I know what some of you might be thinking. A moral in a Ninja Turtles movie? Some may see the heroes in a half shell as an excuse to sell toys. Technically, the 1987 animated series was created as a means to promote the toy line. Over the decades, though, we’ve seen the turtles evolve (and devolved in the case of the Michael Bay-produced movies). Through the highs and lows, though, the turtles have remained prevalent. Mutant Mayhem is not only a love letter to longtime fans, but it takes these characters to another level. It’s reminiscent of Kung Fu Panda, turning a seemingly goofy concept into something meaningful.

Mutant Mayhem even features a KFP alumnus with Jackie Chan voicing Splinter. Chan’s Splinter is more overprotective than the character’s past incarnations. He’d rather his adopted turtle sons use their ninjutsu to stay in the shadows rather than fight crime.
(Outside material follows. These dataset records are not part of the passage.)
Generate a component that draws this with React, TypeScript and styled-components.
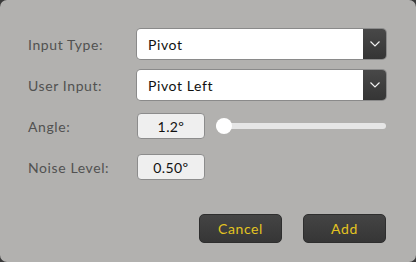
import styled, { createGlobalStyle } from "styled-components";

const GlobalStyle = createGlobalStyle`
    html, body {
        margin: 0;
        padding: 0;
        background: #3a3a3a;
    }
    body {
        font-family: "Lato", "Liberation Sans", sans-serif;
    }
`;

const Dialog = styled.div`
    width: 416px;
    height: 262px;
    box-sizing: border-box;
    background: #b2b1af;
    border-radius: 7px;
    padding: 29px 30px 19px 28px;
    display: flex;
    flex-direction: column;
`;

const Form = styled.div`
    display: flex;
    flex-direction: column;
    gap: 11px;
`;

const Row = styled.div`
    display: flex;
    align-items: center;
    height: 30px;
`;

const Label = styled.span`
    width: 109px;
    flex-shrink: 0;
    font-size: 14px;
    color: #515151;
    letter-spacing: 0.6px;
`;

const Select = styled.div`
    flex: 1;
    height: 30px;
    display: flex;
    box-sizing: border-box;
    border-radius: 4px;
    overflow: hidden;
    box-shadow: 0 0 0 1px #8a8a8a;
`;

const SelectValue = styled.div`
    flex: 1;
    background: #ffffff;
    display: flex;
    align-items: center;
    padding-left: 11px;
    font-size: 14px;
    color: #111;
    letter-spacing: 0.6px;
`;

const SelectButton = styled.div`
    width: 23px;
    background: linear-gradient(#484848, #353535);
    display: flex;
    align-items: center;
    justify-content: center;
`;

const NumberBox = styled.div`
    width: 68px;
    height: 26px;
    box-sizing: border-box;
    background: #efefef;
    border: 1px solid #8c8c8c;
    border-radius: 4px;
    display: flex;
    align-items: center;
    justify-content: center;
    font-size: 14px;
    color: #111;
    letter-spacing: 0.4px;
`;

const Slider = styled.div`
    flex: 1;
    margin-left: 11px;
    height: 20px;
    position: relative;
    display: flex;
    align-items: center;
`;

const Track = styled.div`
    flex: 1;
    height: 6px;
    background: #e6e6e6;
    border-radius: 3px;
`;

const Thumb = styled.div`
    position: absolute;
    left: 0;
    top: 2px;
    width: 16px;
    height: 16px;
    border-radius: 50%;
    background: #ffffff;
`;

const Footer = styled.div`
    margin-top: auto;
    display: flex;
    justify-content: flex-end;
    gap: 21px;
`;

const Button = styled.button`
    width: 83px;
    height: 29px;
    border: 1px solid #2e2e2e;
    border-radius: 5px;
    background: linear-gradient(#444444, #363636);
    color: #e3c421;
    font-family: inherit;
    font-size: 14px;
    letter-spacing: 0.6px;
    padding: 0;
`;

function Chevron() {
    return (
        <svg width="12" height="8" viewBox="0 0 12 8">
            <path d="M1.5 1.5 L6 6 L10.5 1.5" fill="none" stroke="#f0f0f0" strokeWidth="1.2" />
        </svg>
    );
}

export default function App() {
    return (
        <>
            <GlobalStyle />
            <Dialog>
                <Form>
                    <Row>
                        <Label>Input Type:</Label>
                        <Select>
                            <SelectValue>Pivot</SelectValue>
                            <SelectButton><Chevron /></SelectButton>
                        </Select>
                    </Row>
                    <Row>
                        <Label>User Input:</Label>
                        <Select>
                            <SelectValue>Pivot Left</SelectValue>
                            <SelectButton><Chevron /></SelectButton>
                        </Select>
                    </Row>
                    <Row>
                        <Label>Angle:</Label>
                        <NumberBox>1.2º</NumberBox>
                        <Slider>
                            <Track />
                            <Thumb />
                        </Slider>
                    </Row>
                    <Row>
                        <Label>Noise Level:</Label>
                        <NumberBox>0.50º</NumberBox>
                    </Row>
                </Form>
                <Footer>
                    <Button>Cancel</Button>
                    <Button>Add</Button>
                </Footer>
            </Dialog>
        </>
    );
}
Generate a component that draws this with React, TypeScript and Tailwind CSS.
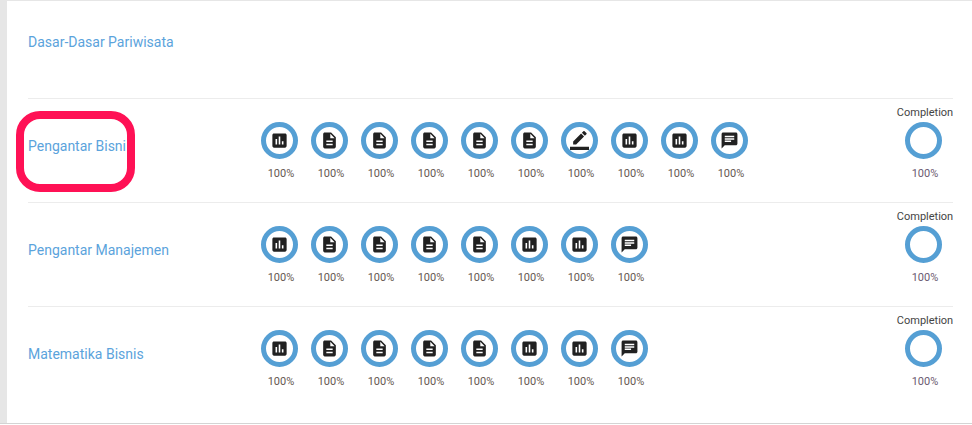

Yet, the turtles long to be on the surface where the people are. The turtles themselves are voiced by actual teenagers with Nicolas Cantu as Leonardo, Brady Noon as Raphael, Micah Abbey as Donatello, and Shamon Brown Jr. as Michelangelo. The cast recorded dialogue together, and you can tell that every session was a blast. This creates a genuine rapport between the brothers with the occasional improv also capturing the Ninja Turtles spirit.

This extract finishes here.